### Data supplied
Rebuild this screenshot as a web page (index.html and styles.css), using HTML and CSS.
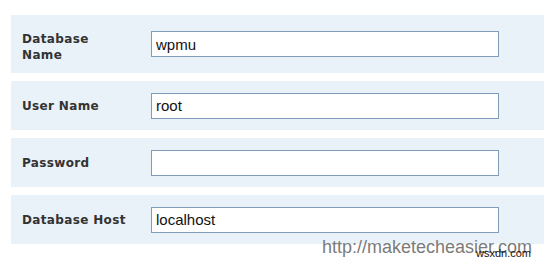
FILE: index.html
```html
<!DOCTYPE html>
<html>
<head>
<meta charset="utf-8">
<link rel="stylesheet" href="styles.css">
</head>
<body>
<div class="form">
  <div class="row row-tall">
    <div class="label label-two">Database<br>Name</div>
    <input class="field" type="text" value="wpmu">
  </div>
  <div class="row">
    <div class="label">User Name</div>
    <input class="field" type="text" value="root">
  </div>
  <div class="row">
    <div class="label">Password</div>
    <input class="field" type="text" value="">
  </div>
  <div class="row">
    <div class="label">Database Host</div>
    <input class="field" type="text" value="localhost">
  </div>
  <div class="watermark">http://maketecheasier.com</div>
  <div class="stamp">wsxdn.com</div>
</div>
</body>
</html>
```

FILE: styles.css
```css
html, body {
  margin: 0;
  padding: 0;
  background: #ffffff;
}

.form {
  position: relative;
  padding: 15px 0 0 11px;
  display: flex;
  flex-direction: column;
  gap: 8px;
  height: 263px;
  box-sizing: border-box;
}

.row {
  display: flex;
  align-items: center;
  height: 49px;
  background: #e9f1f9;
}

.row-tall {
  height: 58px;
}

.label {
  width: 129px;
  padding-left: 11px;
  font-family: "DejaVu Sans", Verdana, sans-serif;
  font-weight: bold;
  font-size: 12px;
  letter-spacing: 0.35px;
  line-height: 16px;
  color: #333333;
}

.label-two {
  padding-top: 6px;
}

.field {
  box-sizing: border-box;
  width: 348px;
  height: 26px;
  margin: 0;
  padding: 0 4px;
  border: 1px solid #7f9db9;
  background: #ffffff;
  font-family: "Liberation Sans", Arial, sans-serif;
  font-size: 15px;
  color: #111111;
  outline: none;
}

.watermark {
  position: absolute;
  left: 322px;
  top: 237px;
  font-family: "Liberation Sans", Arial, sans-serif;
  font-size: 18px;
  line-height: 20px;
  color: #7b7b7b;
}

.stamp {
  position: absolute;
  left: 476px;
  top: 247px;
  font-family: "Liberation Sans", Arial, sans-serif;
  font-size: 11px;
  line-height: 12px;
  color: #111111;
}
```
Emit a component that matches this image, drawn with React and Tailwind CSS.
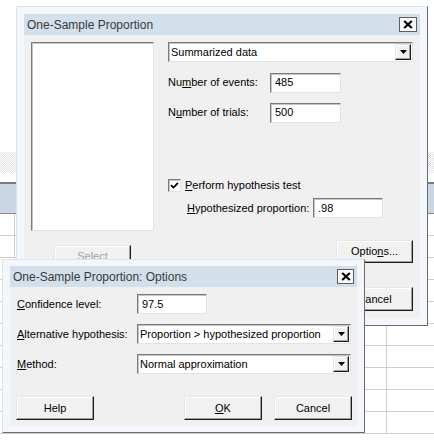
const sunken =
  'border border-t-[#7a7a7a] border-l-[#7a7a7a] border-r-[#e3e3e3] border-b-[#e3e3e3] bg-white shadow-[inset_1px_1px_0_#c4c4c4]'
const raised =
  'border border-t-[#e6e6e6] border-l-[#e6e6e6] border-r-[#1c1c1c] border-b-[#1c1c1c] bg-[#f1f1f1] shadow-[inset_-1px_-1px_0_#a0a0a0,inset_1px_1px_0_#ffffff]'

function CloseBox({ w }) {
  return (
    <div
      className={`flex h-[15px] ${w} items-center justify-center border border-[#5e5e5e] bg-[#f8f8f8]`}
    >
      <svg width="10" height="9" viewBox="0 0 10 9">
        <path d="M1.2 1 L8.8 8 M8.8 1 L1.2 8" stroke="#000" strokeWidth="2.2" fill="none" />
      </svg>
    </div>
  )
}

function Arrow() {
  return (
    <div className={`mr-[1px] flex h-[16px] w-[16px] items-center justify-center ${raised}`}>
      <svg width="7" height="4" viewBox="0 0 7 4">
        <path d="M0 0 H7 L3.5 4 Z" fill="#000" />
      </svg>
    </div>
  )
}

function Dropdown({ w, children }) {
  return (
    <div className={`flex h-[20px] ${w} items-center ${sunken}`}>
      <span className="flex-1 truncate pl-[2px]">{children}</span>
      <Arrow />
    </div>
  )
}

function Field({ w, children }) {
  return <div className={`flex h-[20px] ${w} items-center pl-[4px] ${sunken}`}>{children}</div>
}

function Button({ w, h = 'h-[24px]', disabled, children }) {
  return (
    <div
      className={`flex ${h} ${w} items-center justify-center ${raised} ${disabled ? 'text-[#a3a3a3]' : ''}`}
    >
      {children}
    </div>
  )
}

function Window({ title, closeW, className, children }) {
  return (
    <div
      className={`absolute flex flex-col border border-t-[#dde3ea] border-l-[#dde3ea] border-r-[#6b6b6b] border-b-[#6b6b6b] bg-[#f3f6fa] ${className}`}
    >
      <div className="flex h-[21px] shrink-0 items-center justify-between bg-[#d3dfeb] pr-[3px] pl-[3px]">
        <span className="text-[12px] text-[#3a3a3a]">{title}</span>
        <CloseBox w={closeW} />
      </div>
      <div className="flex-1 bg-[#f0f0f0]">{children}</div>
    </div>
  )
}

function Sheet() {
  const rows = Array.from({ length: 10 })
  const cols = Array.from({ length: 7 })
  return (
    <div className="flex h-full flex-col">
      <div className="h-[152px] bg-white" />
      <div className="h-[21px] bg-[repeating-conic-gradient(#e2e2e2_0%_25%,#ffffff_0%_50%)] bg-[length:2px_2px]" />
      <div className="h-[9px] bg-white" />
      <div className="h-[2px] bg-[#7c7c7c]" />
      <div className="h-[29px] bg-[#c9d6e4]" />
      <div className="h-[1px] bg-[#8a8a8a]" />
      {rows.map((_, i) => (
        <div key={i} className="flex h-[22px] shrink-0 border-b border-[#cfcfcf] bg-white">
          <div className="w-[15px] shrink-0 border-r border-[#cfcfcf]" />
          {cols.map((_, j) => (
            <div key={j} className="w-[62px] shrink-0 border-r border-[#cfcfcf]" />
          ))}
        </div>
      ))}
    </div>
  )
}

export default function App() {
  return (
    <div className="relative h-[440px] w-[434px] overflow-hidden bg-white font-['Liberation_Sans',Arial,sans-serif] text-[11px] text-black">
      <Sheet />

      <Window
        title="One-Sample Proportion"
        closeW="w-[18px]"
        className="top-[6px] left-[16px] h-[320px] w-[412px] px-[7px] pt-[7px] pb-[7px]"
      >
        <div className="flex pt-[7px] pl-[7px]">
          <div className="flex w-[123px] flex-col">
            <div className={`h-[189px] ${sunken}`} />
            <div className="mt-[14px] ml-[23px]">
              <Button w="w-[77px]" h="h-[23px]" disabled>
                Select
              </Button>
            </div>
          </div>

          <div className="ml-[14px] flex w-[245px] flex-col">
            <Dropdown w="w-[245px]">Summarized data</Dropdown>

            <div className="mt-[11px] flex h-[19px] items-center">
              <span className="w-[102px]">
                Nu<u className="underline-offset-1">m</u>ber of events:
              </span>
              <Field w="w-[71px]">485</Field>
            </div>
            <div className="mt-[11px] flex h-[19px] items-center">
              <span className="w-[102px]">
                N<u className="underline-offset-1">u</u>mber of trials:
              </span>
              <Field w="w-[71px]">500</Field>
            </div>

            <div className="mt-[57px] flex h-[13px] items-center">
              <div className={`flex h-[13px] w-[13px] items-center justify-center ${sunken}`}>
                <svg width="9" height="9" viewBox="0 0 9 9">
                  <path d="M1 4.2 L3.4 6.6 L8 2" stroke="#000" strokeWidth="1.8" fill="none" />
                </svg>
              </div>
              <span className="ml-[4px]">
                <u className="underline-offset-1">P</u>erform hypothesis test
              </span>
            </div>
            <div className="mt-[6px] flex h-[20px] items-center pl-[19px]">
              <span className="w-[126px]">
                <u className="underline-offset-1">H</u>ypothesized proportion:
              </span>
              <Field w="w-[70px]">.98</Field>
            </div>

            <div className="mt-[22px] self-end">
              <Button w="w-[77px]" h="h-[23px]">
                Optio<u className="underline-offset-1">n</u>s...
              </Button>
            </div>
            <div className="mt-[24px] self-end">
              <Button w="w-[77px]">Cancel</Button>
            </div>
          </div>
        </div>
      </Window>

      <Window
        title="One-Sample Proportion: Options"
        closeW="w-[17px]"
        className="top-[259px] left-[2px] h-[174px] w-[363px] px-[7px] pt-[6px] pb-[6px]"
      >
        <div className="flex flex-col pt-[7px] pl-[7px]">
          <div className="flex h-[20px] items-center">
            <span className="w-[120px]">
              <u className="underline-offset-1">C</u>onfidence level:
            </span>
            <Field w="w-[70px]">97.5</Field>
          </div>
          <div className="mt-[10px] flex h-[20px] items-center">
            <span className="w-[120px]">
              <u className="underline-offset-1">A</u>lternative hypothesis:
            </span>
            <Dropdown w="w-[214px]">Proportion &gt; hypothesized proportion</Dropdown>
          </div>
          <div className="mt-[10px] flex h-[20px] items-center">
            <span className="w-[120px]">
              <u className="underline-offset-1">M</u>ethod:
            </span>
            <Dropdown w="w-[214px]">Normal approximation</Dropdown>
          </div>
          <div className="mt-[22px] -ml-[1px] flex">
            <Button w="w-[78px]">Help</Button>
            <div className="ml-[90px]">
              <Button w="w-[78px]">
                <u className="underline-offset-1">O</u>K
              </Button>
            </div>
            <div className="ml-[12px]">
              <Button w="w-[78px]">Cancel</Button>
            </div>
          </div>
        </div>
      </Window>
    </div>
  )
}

### Goal
Your task is to reproduce only the lines from the one with "Emit a component" through the one with "border-t-[#e6e6e6] border-l-[#e6e6e6] border-r-[#1c1c1c]", keeping both ends. Skip every picture.

### Full answer
Emit a component that matches this image, drawn with React and Tailwind CSS.
const sunken =
  'border border-t-[#7a7a7a] border-l-[#7a7a7a] border-r-[#e3e3e3] border-b-[#e3e3e3] bg-white shadow-[inset_1px_1px_0_#c4c4c4]'
const raised =
  'border border-t-[#e6e6e6] border-l-[#e6e6e6] border-r-[#1c1c1c] border-b-[#1c1c1c] bg-[#f1f1f1] shadow-[inset_-1px_-1px_0_#a0a0a0,inset_1px_1px_0_#ffffff]'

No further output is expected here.